Auffällig ist jedoch, dass die Explosion genau dort passierte, wo die Hamas hinter der Grenzkontrollstelle auf palästinensischer Seite weiterhin ihre Wachposten auf einem Hochstand stationiert hat. Auf den Straßenkreuzungen in der Nähe sind Polizisten mit den blauen Hamas-Uniformen im Einsatz. Die unmittelbare Einreisekontrolle hat die Hamas, wie in dem im Oktober unter ägyptischer Vermittlung abgeschlossenen Versöhnungsabkommen mit der Fatah vorgesehen, an die palästinensische Autonomiebehörde übergeben.

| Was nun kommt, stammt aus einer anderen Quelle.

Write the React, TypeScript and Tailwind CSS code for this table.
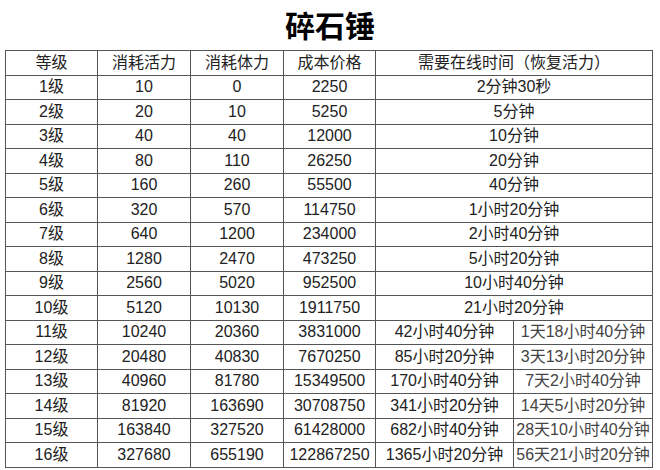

Auch Islamisten könnten hinter dem Anschlag stecken

Weil die seit 2007 im Gazastreifen regierende Hamas die Kontrolle über den Sicherheitsbereich nicht abgeben will und vor allem einer Entwaffnung ihrer rund 25 000 Kassam-Brigaden nicht zustimmt, stockt es bei der Umsetzung des Abkommens. So sind weiterhin die von der Hamas engagierten Polizisten im Einsatz. Ein Streitpunkt wurde aus Sicht der Fatah, die die palästinensische Autonomiebehörde dominiert, vergangene Woche gelöst: Rund 22 000 Angestellte, die die Hamas für die Verwaltung engagiert hat, wurden übernommen.

Die Fatah und Vertreter der palästinensischen Autonomiebehörde werfen der Hamas vor, dass sie zwar die Verantwortung für die Versorgung des Gazastreifens mit seinen etwa zwei Millionen Einwohnern abgeben will, aber nicht die Macht. Die Hamas wiederum klagt, dass die Fatah ihre Organisation völlig auslöschen wolle statt eine Partnerschaft anzustreben.

Wenn nicht die Hamas hinter dem Anschlag steckt, könnte eine der extremistischen Gruppierungen dafür verantwortlich sein. Der Islamische Dschihad wird zunehmend stärker im Gazastreifen. Einige der im Westjordanland und im Gazastreifen aktiven islamistischen Gruppierungen arbeiten mit de Terrormiliz Islamischer Staat zusammen, vor allem die Ansar al-Dawla al-Islamiya, die "Unterstützer des Islamischen Staates".